El asunto es que la participación de policías en actividad, incluyendo oficiales de alto rango, en bandas importantes y peligrosas, se ha extendido en la institución. Las recientes capturas muestran solo la punta del iceberg de un problema gravísimo: la corrupción policial ha alcanzado un nuevo nivel y ahora es dificilísimo desarraigarla.
Era previsible que sucediera esto, como se ha advertido en esta columna desde hace tiempo. Si no hay una enérgica y sostenida política anticorrupción de parte de los gobiernos, inevitablemente se llega a una situación como la actual.
Hay varios tipos de corrupción en la policía. El robo de gasolina es generalizado y se considera normal. Causa un daño enorme, pues si los vehículos policiales no circulan es porque no tienen combustible. El robo de medicinas de la sanidad policial –millones cada año– es también habitual y perjudica –y desmoraliza– a los propios policías.
Las coimas pequeñas por infracciones de tránsito son usuales y a nadie sorprenden ya. Pero hay sobornos más grandes para hacerse de la vista gorda, encubrir o limpiar delitos de todo tipo. Hace pocos días detuvieron a un comandante, jefe de la comisaría de El Agustino, cobrando cinco mil soles a un ciudadano –que fue el denunciante– para borrarle un supuesto delito. Esa modalidad está ampliamente extendida y afecta a inocentes y culpables.

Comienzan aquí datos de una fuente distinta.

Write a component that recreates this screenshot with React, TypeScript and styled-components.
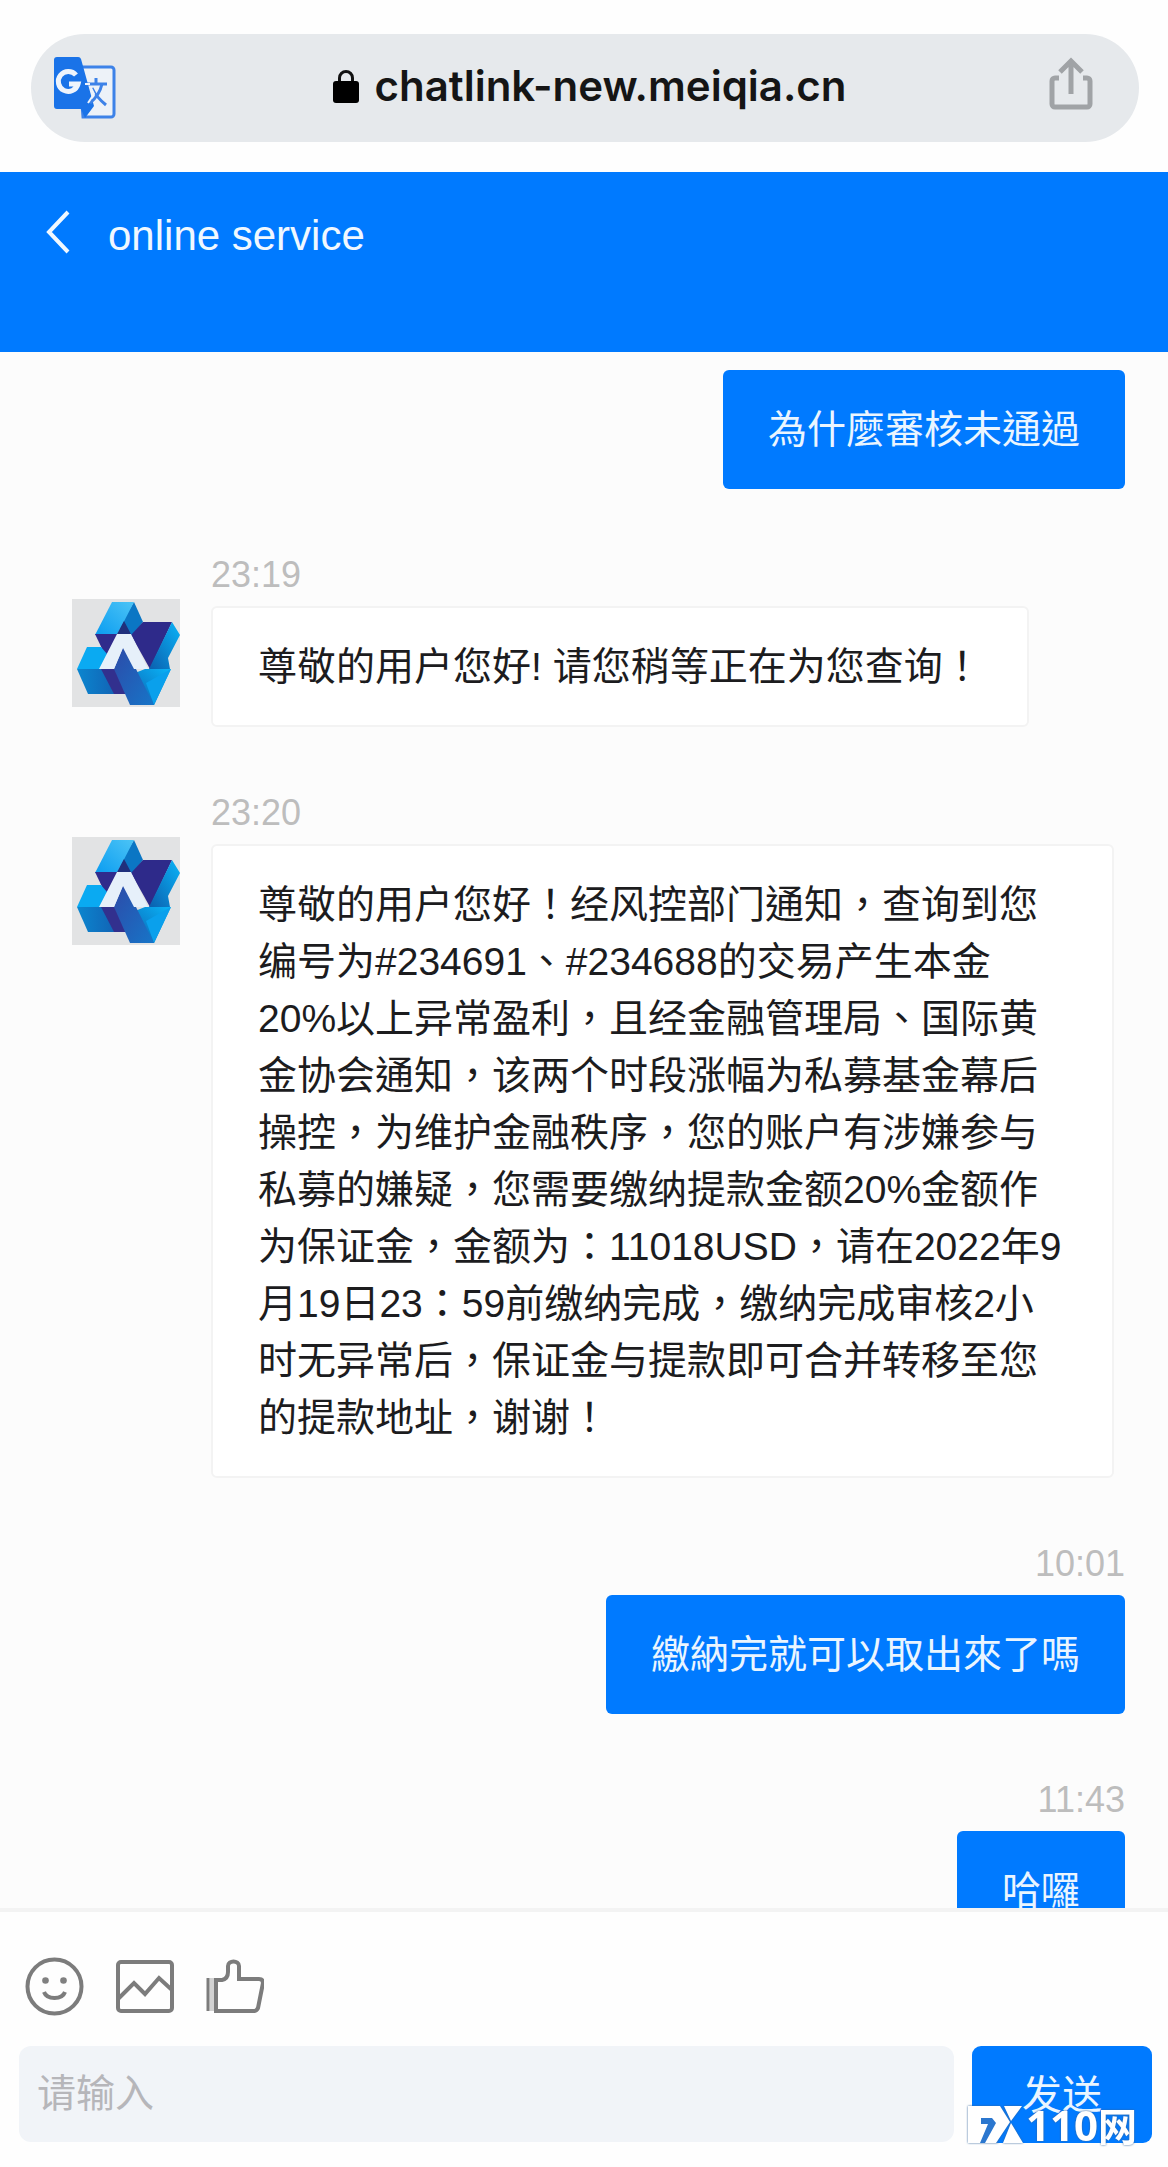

Es poco conocido el número de policías que son propietarios –muchas veces a través de testaferros– de negocios dudosos, como discotecas y bares, en provincias y en los conos de Lima. El hecho de ser policías y tener redes de protección los cubre cuando se denuncia, por ejemplo, la trata de personas que se practica en esos lugares.
Las coimas en compras y licitaciones es, por supuesto, otra fuente importantísima de ingresos ilegales y la mayoría de las veces poco conocida. Involucra no solo a policías sino a funcionarios civiles del Ministerio del Interior, como por ejemplo la escandalosa sobrevaluación de binoculares y visores nocturnos que se frustró gracias a la denuncia de El Comercio. (El ministro del Interior ha desaparecido y hasta ahora no da una explicación veraz del asunto ni de las medidas que ha tomado).
Todas estas modalidades de corrupción –y otras más– se arrastran de tiempo atrás y han ido creciendo sin que exista una enérgica política anticorrupción de parte de los gobiernos. El asunto es que si se permite que esto avance, el siguiente nivel es que el crimen organizado penetra en la policía. Es decir, policías, a todo nivel, se convierten en parte integrante de las bandas y usan su poder no solo para permitir que esas gavillas actúen, sino que participan activamente en los delitos.
Antes eran hechos aislados, algún suboficial u oficial de baja graduación. Ahora, como muestran los casos de Piura y Chiclayo, son oficiales de alto rango y muchos subalternos. Y esto, repito, es solo una pequeña parte.
Este es el problema principal de la Policía Nacional, y no “más patrulleros” o “más efectivos”, como dice el gobierno.
En síntesis, la inseguridad es el problema principal que señalan los ciudadanos, según todas las encuestas. Y la delincuencia está creciendo no porque el Perú sea más próspero ahora, sino porque el Estado no tiene una política eficaz de seguridad ciudadana. Específicamente, la Policía Nacional es impotente para combatir el delito porque está carcomida por la corrupción, desacreditada ante la población y ahora penetrada por el crimen organizado.
Publicado en El Comercio, 16 de de febrero de 2014.